F. M. Braz Fernandesa, E. Camachoa

aCENIMAT / I3N - Departamento Ciência dos Materiais, Universidade Nova de Lisboa / FCT, 2829-516 Caparica, Portugal

These functional characteristics of shape memory alloys are a consequence of phase transformations that take place within well-defined temperature ranges or stress ranges, depending on being thermal or stress-induced. These temperature/stress ranges are a function of chemical composition and heat treatment of the material. For applications requiring a wider controllable range, a wider temperature/stress range than that associated to a specific composition/heat treatment may be required. In such a situation, the possible solution will be to use a functionally graded material. Functional gradient may be introduced by: (i) a geometrical gradient (variable cross-section along a specific direction [1]), (ii) a chemical composition gradient (either along the longitudinal direction [2], or along the thickness [3]), (iii) a graded heat treatment [4], or (iv) may indirectly arise from a processing technique, such as laser welding [5,6].

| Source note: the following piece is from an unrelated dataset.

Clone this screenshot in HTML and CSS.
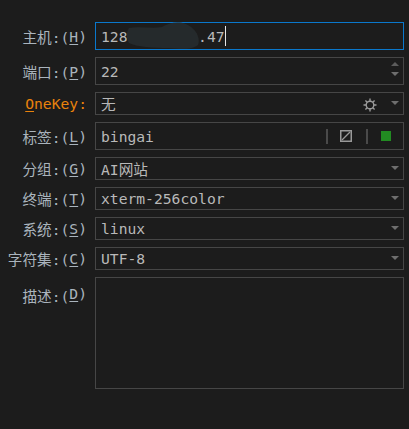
FILE: index.html
```html
<!DOCTYPE html>
<html lang="en">
<head>
    <meta charset="UTF-8">
    <meta name="viewport" content="width=device-width, initial-scale=1.0">
    <title>Session</title>
    <link rel="stylesheet" href="styles.css">
</head>
<body>
    <form class="form">
        <label class="label">主机:(<u>H</u>)</label>
        <div class="field tall focus">
            <span class="value">128.<span class="hidden-part">0000000</span>.47</span><span class="caret"></span>
            <svg class="smear" width="74" height="28" viewBox="0 0 74 28">
                <path d="M3 6 C14 4 26 7 36 5 C42 1 52 -1 60 2 C69 6 75 15 72 23 C66 28 54 27 42 26 C28 26 10 25 3 21 C0 17 0 10 3 6 Z" fill="#252a2c"/>
            </svg>
        </div>

        <label class="label">端口:(<u>P</u>)</label>
        <div class="field tall">
            <span class="value">22</span>
            <span class="spin">
                <span class="arrow up"></span>
                <span class="arrow"></span>
            </span>
        </div>

        <label class="label key"><u>O</u>neKey:</label>
        <div class="field">
            <span class="value">无</span>
            <svg class="gear" width="14" height="14" viewBox="0 0 14 14">
                <circle cx="7" cy="7" r="3.8" fill="none" stroke="#9a9a9a" stroke-width="1.4"/>
                <path d="M7 0.5V3M7 11V13.5M0.5 7H3M11 7H13.5M2.4 2.4L4.2 4.2M9.8 9.8L11.6 11.6M11.6 2.4L9.8 4.2M4.2 9.8L2.4 11.6" stroke="#9a9a9a" stroke-width="1.4"/>
            </svg>
            <span class="arrow"></span>
        </div>

        <label class="label">标签:(<u>L</u>)</label>
        <div class="field tall">
            <span class="value">bingai</span>
            <span class="sep first"></span>
            <svg class="clear" width="12" height="12" viewBox="0 0 12 12">
                <rect x="0.75" y="0.75" width="10.5" height="10.5" fill="none" stroke="#999" stroke-width="1.5"/>
                <path d="M2 10L10 2" stroke="#999" stroke-width="1.3"/>
            </svg>
            <span class="sep"></span>
            <span class="swatch"></span>
        </div>

        <label class="label">分组:(<u>G</u>)</label>
        <div class="field">
            <span class="value">AI网站</span>
            <span class="arrow"></span>
        </div>

        <label class="label">终端:(<u>T</u>)</label>
        <div class="field">
            <span class="value">xterm-256color</span>
            <span class="arrow"></span>
        </div>

        <label class="label">系统:(<u>S</u>)</label>
        <div class="field">
            <span class="value">linux</span>
            <span class="arrow"></span>
        </div>

        <label class="label">字符集:(<u>C</u>)</label>
        <div class="field">
            <span class="value">UTF-8</span>
            <span class="arrow"></span>
        </div>

        <label class="label desc">描述:(<u>D</u>)</label>
        <div class="field area"></div>
    </form>
</body>
</html>
```

FILE: styles.css
```css
body {
    margin: 0;
    background-color: #1c1c1c;
    font-family: "DejaVu Sans Mono", "Noto Sans CJK SC", monospace;
    font-size: 14.67px;
    color: #b9b9b9;
}
.form {
    display: grid;
    grid-template-columns: 87px 309px;
    column-gap: 8px;
    row-gap: 7px;
    padding-top: 22px;
}
.label {
    display: flex;
    align-items: center;
    justify-content: flex-end;
    white-space: pre;
    color: #aab4bd;
}
.label u {
    text-underline-offset: 2px;
}
.key {
    color: #e8820c;
}
.desc {
    align-items: flex-start;
    padding-top: 8px;
}
.field {
    position: relative;
    box-sizing: border-box;
    height: 23px;
    display: flex;
    align-items: center;
    padding: 0 4px 0 5px;
    border: 1px solid #464646;
}
.tall {
    height: 28px;
}
.focus {
    border-color: #0a78cc;
}
.area {
    height: 112px;
}
.value {
    flex: 1;
    white-space: nowrap;
}
.focus .value {
    flex: none;
}
.hidden-part {
    color: #252a2c;
}
.caret {
    width: 1px;
    height: 20px;
    background: #e6e6e6;
}
.smear {
    position: absolute;
    left: 30px;
    top: -1px;
}
.arrow {
    width: 0;
    height: 0;
    margin-bottom: 2px;
    border-left: 4px solid transparent;
    border-right: 4px solid transparent;
    border-top: 4px solid #6e6e6e;
}
.arrow.up {
    border-top: 0;
    border-bottom: 4px solid #5c5c5c;
}
.spin {
    display: flex;
    flex-direction: column;
    gap: 6px;
    margin-bottom: 4px;
}
.spin .arrow {
    margin-bottom: 0;
}
.gear {
    margin: 3px 14px 0 0;
}
.sep {
    width: 2px;
    height: 15px;
    background: #4a4a4a;
}
.clear {
    margin: 0 14px 0 12px;
}
.swatch {
    width: 10px;
    height: 10px;
    margin: 0 8px 0 13px;
    background: #228b22;
}
```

Fatigue of shape memory alloys can be generally understood in two broad categories: (a) functional fatigue and (b) structural fatigue [5]. Functional fatigue refers to the drifting of superelastic responses over cycles, which results from persistent accumulation of slip and martensite. Structural fatigue, on the other hand, means nucleation of a crack (due to excessive localization of plasticity and residual martensite) and its gradual progression into a catastrophic fracture. In order for an SMA to retain its strain recoverability i.e. the phase reversibility, it is not sufficient for the parent lattice to be able to only transform. It is crucial to ensure the absence of factors that might hamper the two-way conversion e.g. considerable slip activities. An enhanced slipping propensity may adversely affect the reversibility of transformation.

The aim of the present study was to correlate the heat treatment conditions with the functional characteristics presented during cyclic tensile loading: (i) critical stress for direct (austenite-martensite) and reverse (martensite-austenite) transformation and (ii) irrecoverable strain.